#### Provided data ####

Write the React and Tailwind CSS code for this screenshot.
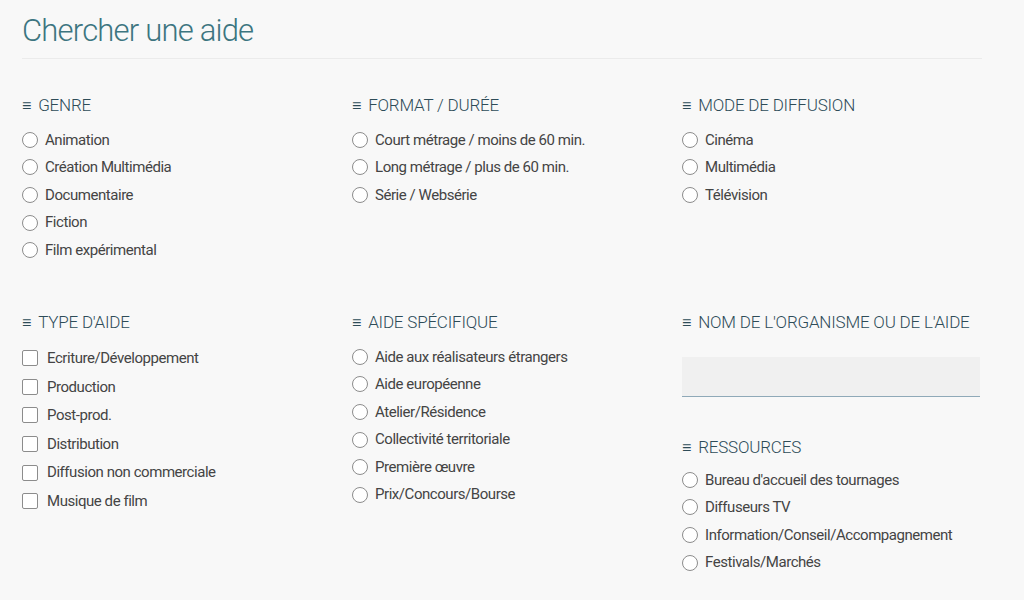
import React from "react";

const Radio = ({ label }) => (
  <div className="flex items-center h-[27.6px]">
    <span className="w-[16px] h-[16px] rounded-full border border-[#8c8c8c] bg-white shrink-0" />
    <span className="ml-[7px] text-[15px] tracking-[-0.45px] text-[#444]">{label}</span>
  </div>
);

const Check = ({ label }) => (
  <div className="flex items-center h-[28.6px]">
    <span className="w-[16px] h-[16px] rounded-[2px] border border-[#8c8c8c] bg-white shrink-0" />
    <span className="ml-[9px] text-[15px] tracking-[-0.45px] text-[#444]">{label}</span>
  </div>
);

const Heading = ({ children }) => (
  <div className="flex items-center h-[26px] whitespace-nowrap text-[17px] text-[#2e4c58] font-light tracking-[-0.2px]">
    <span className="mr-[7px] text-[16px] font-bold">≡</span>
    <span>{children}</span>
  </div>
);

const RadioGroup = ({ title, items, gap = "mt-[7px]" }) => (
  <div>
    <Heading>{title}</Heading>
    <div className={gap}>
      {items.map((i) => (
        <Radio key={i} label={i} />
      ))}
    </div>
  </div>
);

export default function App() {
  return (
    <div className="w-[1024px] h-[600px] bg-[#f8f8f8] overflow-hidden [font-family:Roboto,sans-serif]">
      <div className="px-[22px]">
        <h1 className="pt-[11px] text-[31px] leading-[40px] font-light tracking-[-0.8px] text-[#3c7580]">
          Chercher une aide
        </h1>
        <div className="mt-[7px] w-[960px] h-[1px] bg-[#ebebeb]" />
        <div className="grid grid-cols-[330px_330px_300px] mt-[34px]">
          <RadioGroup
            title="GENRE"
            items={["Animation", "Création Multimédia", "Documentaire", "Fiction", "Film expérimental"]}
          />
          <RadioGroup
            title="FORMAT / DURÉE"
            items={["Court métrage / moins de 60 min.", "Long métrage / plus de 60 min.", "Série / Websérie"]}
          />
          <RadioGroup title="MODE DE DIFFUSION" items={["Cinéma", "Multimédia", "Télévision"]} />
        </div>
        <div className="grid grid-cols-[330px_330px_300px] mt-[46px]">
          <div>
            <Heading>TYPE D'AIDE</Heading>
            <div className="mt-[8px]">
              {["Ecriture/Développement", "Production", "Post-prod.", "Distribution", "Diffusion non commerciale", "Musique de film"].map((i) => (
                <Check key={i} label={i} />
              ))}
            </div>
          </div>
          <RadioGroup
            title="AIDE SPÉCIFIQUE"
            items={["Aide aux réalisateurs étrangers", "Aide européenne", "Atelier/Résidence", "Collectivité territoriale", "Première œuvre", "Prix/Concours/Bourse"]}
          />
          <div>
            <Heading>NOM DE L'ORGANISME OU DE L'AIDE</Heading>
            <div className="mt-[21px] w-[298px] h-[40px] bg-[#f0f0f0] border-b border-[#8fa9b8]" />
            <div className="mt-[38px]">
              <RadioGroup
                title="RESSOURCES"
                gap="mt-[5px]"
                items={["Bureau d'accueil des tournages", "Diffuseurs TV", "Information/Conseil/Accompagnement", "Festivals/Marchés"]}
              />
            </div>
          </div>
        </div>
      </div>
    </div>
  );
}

####

> **Given problem**
Copy out all of the material exactly as written, without its pictures.

> **Output for this exercise**
Write the React and Tailwind CSS code for this screenshot.
import React from "react";

const Radio = ({ label }) => (
  <div className="flex items-center h-[27.6px]">
    <span className="w-[16px] h-[16px] rounded-full border border-[#8c8c8c] bg-white shrink-0" />
    <span className="ml-[7px] text-[15px] tracking-[-0.45px] text-[#444]">{label}</span>
  </div>
);

const Check = ({ label }) => (
  <div className="flex items-center h-[28.6px]">
    <span className="w-[16px] h-[16px] rounded-[2px] border border-[#8c8c8c] bg-white shrink-0" />
    <span className="ml-[9px] text-[15px] tracking-[-0.45px] text-[#444]">{label}</span>
  </div>
);

const Heading = ({ children }) => (
  <div className="flex items-center h-[26px] whitespace-nowrap text-[17px] text-[#2e4c58] font-light tracking-[-0.2px]">
    <span className="mr-[7px] text-[16px] font-bold">≡</span>
    <span>{children}</span>
  </div>
);

const RadioGroup = ({ title, items, gap = "mt-[7px]" }) => (
  <div>
    <Heading>{title}</Heading>
    <div className={gap}>
      {items.map((i) => (
        <Radio key={i} label={i} />
      ))}
    </div>
  </div>
);

export default function App() {
  return (
    <div className="w-[1024px] h-[600px] bg-[#f8f8f8] overflow-hidden [font-family:Roboto,sans-serif]">
      <div className="px-[22px]">
        <h1 className="pt-[11px] text-[31px] leading-[40px] font-light tracking-[-0.8px] text-[#3c7580]">
          Chercher une aide
        </h1>
        <div className="mt-[7px] w-[960px] h-[1px] bg-[#ebebeb]" />
        <div className="grid grid-cols-[330px_330px_300px] mt-[34px]">
          <RadioGroup
            title="GENRE"
            items={["Animation", "Création Multimédia", "Documentaire", "Fiction", "Film expérimental"]}
          />
          <RadioGroup
            title="FORMAT / DURÉE"
            items={["Court métrage / moins de 60 min.", "Long métrage / plus de 60 min.", "Série / Websérie"]}
          />
          <RadioGroup title="MODE DE DIFFUSION" items={["Cinéma", "Multimédia", "Télévision"]} />
        </div>
        <div className="grid grid-cols-[330px_330px_300px] mt-[46px]">
          <div>
            <Heading>TYPE D'AIDE</Heading>
            <div className="mt-[8px]">
              {["Ecriture/Développement", "Production", "Post-prod.", "Distribution", "Diffusion non commerciale", "Musique de film"].map((i) => (
                <Check key={i} label={i} />
              ))}
            </div>
          </div>
          <RadioGroup
            title="AIDE SPÉCIFIQUE"
            items={["Aide aux réalisateurs étrangers", "Aide européenne", "Atelier/Résidence", "Collectivité territoriale", "Première œuvre", "Prix/Concours/Bourse"]}
          />
          <div>
            <Heading>NOM DE L'ORGANISME OU DE L'AIDE</Heading>
            <div className="mt-[21px] w-[298px] h-[40px] bg-[#f0f0f0] border-b border-[#8fa9b8]" />
            <div className="mt-[38px]">
              <RadioGroup
                title="RESSOURCES"
                gap="mt-[5px]"
                items={["Bureau d'accueil des tournages", "Diffuseurs TV", "Information/Conseil/Accompagnement", "Festivals/Marchés"]}
              />
            </div>
          </div>
        </div>
      </div>
    </div>
  );
}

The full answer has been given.